In the United States and Europe, policymakers aim to strike a balance between innovation and stability. Clear rules could unlock broader institutional adoption, while uncertainty risks pushing activity into less regulated jurisdictions.
Banking Sector Faces Competitive Pressure
Traditional banks face growing competition from tokenized settlement networks that operate continuously and globally. While banks retain advantages in trust and compliance, they are under pressure to modernize infrastructure to remain relevant.
Some institutions are responding by partnering with blockchain firms or developing in-house tokenization platforms. Others risk losing transactional volume to more agile digital-native competitors.
Tokenized Treasuries and Yield Products Gain Attention
One of the fastest-growing segments is tokenized government debt. Tokenized Treasuries offer programmable yield, instant settlement, and composability with decentralized finance protocols.
These products appeal to institutional investors seeking low-risk yield with operational efficiency. Analysts suggest tokenized fixed income could become one of the largest on-chain asset classes in coming years.

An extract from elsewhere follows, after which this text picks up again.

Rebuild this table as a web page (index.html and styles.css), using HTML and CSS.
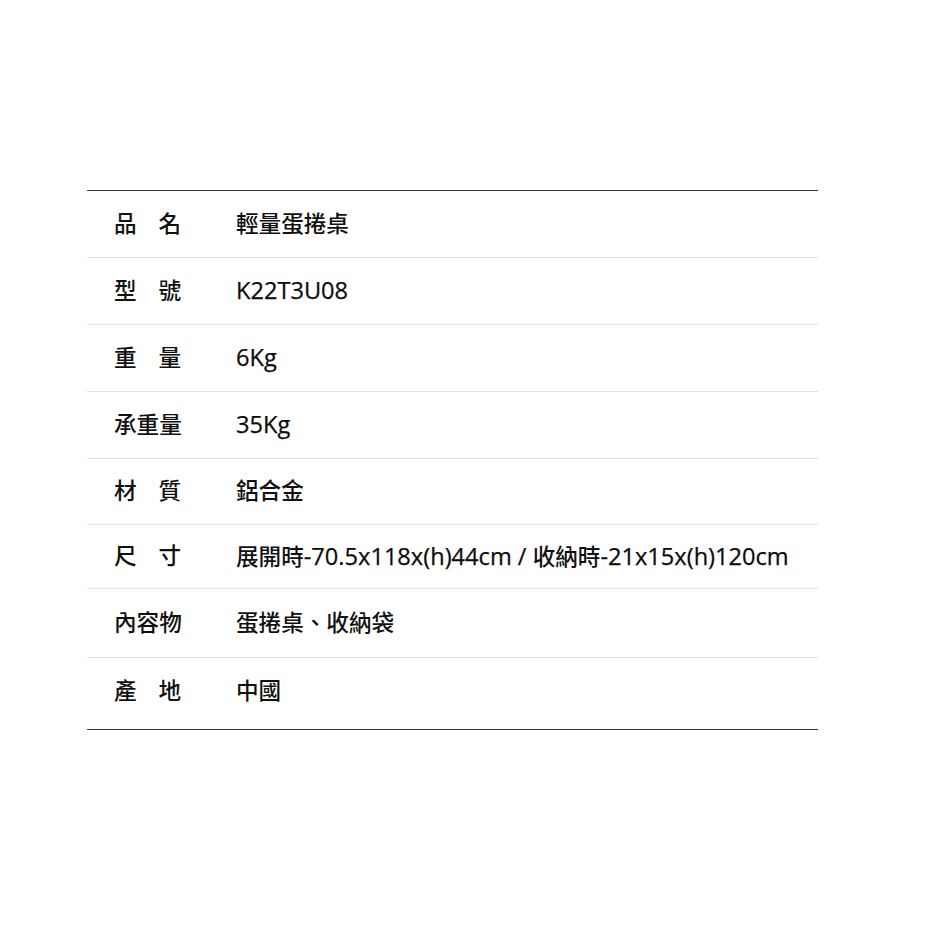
FILE: index.html
```html
<!DOCTYPE html>
<html lang="zh-Hant">
<head>
<meta charset="utf-8">
<title>產品規格</title>
<link rel="stylesheet" href="styles.css">
</head>
<body>
<div class="spec">
  <div class="row r1"><div class="label">品名</div><div class="value">輕量蛋捲桌</div></div>
  <div class="row r2"><div class="label">型號</div><div class="value"><span class="lat">K22T3U08</span></div></div>
  <div class="row r3"><div class="label">重量</div><div class="value"><span class="lat">6Kg</span></div></div>
  <div class="row r4"><div class="label">承重量</div><div class="value"><span class="lat">35Kg</span></div></div>
  <div class="row r5"><div class="label">材質</div><div class="value">鋁合金</div></div>
  <div class="row r6"><div class="label">尺寸</div><div class="value">展開時<span class="lat">-70.5x118x(h)44cm / </span>收納時<span class="lat">-21x15x(h)120cm</span></div></div>
  <div class="row r7"><div class="label">內容物</div><div class="value">蛋捲桌、收納袋</div></div>
  <div class="row r8"><div class="label">產地</div><div class="value">中國</div></div>
</div>
</body>
</html>
```
FILE: styles.css
```css
html, body {
  margin: 0;
  padding: 0;
  background: #ffffff;
}
body {
  font-family: "Open Sans", "Noto Sans CJK TC", sans-serif;
  color: #111111;
  font-size: 22.6px;
  font-weight: 500;
}
.spec {
  margin: 190px 0 0 87px;
  width: 731px;
  border-top: 1.5px solid #3a3a3a;
  border-bottom: 1.5px solid #3a3a3a;
}
.row {
  display: flex;
  align-items: center;
  border-bottom: 1px solid #e2e2e2;
  box-sizing: border-box;
}
.row:last-child {
  border-bottom: none;
}
.label {
  width: 67px;
  margin-left: 27px;
  text-align: justify;
  text-align-last: justify;
  line-height: 1;
  white-space: nowrap;
}
.value {
  margin-left: 55px;
  line-height: 1;
  white-space: nowrap;
}
.lat {
  font-weight: 500;
  font-size: 23.6px;
  color: #0c0c0c;
  -webkit-text-stroke: 0.25px #0c0c0c;
}
.r1, .r2, .r3, .r4 { height: 67px; }
.r5 { height: 66px; }
.r6 { height: 64px; }
.r7 { height: 69px; }
.r8 { height: 71px; padding-bottom: 4px; }
```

Financial Stability Questions Remain
Despite optimism, concerns persist about systemic risk. Rapid growth in stablecoin usage raises questions about liquidity mismatches and market confidence during stress events.
Central banks are monitoring whether large-scale redemptions could amplify volatility. Stress testing and oversight frameworks are expected to expand as adoption deepens.
A Structural Shift in Global Finance
By 2026, stablecoins and tokenization represent more than technological novelty. They signal a structural shift in how value moves through the global financial system.
If regulatory clarity continues to improve, tokenized finance may become a permanent layer alongside traditional banking rather than a disruptive threat to it.